Burnout
This seven letter word should be at the top of everyone’s list of things to vehemently avoid.
Working 80 hour weeks?
Pushing commits on Christmas?
Canceling date night because you have “one more” feature to implement?
Take it from someone who’s been there, done that, and still got the scars: it’s not worth it.
I’ve come to learn that burnout is not caused by overworking, it is caused when the output from your effort feels like it is not valued.
I get the appeal. The thought that if I just work harder, my efforts will be seen and valued. Unfortunately, value is in the eye of the beholder; in the case of corporate America, the worshipped shareholders and stakeholders.
My first role out of college was as a data labeler, responsible for populating 500 rows of a single column with predefined classes and creating new classes if none of the existing ones fit the given observation. I did this every week for maybe a month before I started spending every waking minute developing solutions to automate my own job. In hindsight, I was a laughably novice ML engineer who was in the right place at the right time. My second tech lead Chris used to say that “there was so much low hanging fruit, we were tripping over fruit.” I naturally progressed from VBA macros to Python based data integration to Random Forest to neural networks.

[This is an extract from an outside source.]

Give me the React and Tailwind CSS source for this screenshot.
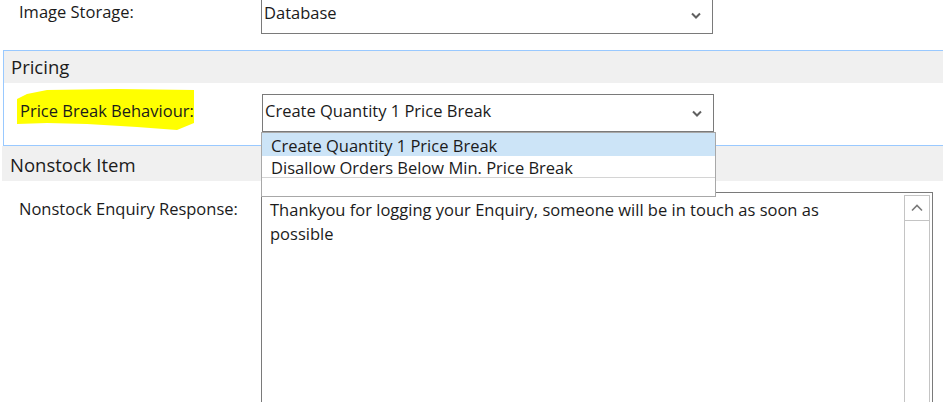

I’ll never forget when I gave a presentation to my then manager on a neural network approach to automate an adjacent classification task. He looked at me and made this motion:

I knew in that moment that I had to find a new manager who valued the work I did. Had I stayed, I would’ve been miserable. The delta between what I knew I was worth and what he valued me at was revealed later in the year when he declined my request for promotion. Eight years, four promotions, and two job title changes later, my first team still uses software I wrote on a weekly basis. At least five full time equivalents worth of cost avoidance have been realized over this time. My software made the company tens of millions of dollars in incentive fee over the years. And this dude couldn’t justify a $20,000 raise.
Not everything I have developed has been so fortunate. I presented a solution on stage to a crowd of 300+ people that died within the first week of handing it off to the business who footed the development bill. It was “too much tech debt” to the people taking over the maintenance. The director who requested the solution, the person with the actual problem being solved, still calls me every six months to try and revive it.
There is nothing more soul crushing than spilling your heart and soul into something just to see it shelved.
Especially when internal politics are involved.
Especially when the only feedback you’ve gotten from the person whose problem you are solving is that the solution is fantastic.
Especially when follow on funding was allocated to mature the product and you’re 2-3 years in on it.
As a professional researcher, this is to be expected. The nature of the work is to make many gambles with hopes that one pays off. Rejection and acceptance of failure is part of the job description.
The first time it happens, you get emotional about it.
The third time it happens, you kind of roll your eyes and move on with your life.
The tenth time it happens, you don’t feel anything anymore because your bag of give-a-fucks ran out a long time ago.
At this point, you just feel tired. Burnout begins to creep in.
It’s often not a reflection of who you are.
Sometimes healthy boundaries on expectations aren’t enough.
Sometimes you’re working on the right thing, just for the wrong audience. If you’re not being challenged by the people in the room with you, you’re probably in the wrong room.
The name of the game for employers is to extract more value from employees than they are compensated. As an employee, you have to accept that you will never benefit as much as the company does in this arrangement. It’s the only set of circumstances that financially make sense for them to employ you.
However, you are in control of how much exploitation and undervaluation you are willing to tolerate.
Sometimes we close old chapters so new ones may open.
And that’s ok.
Especially if you’re escaping burnout.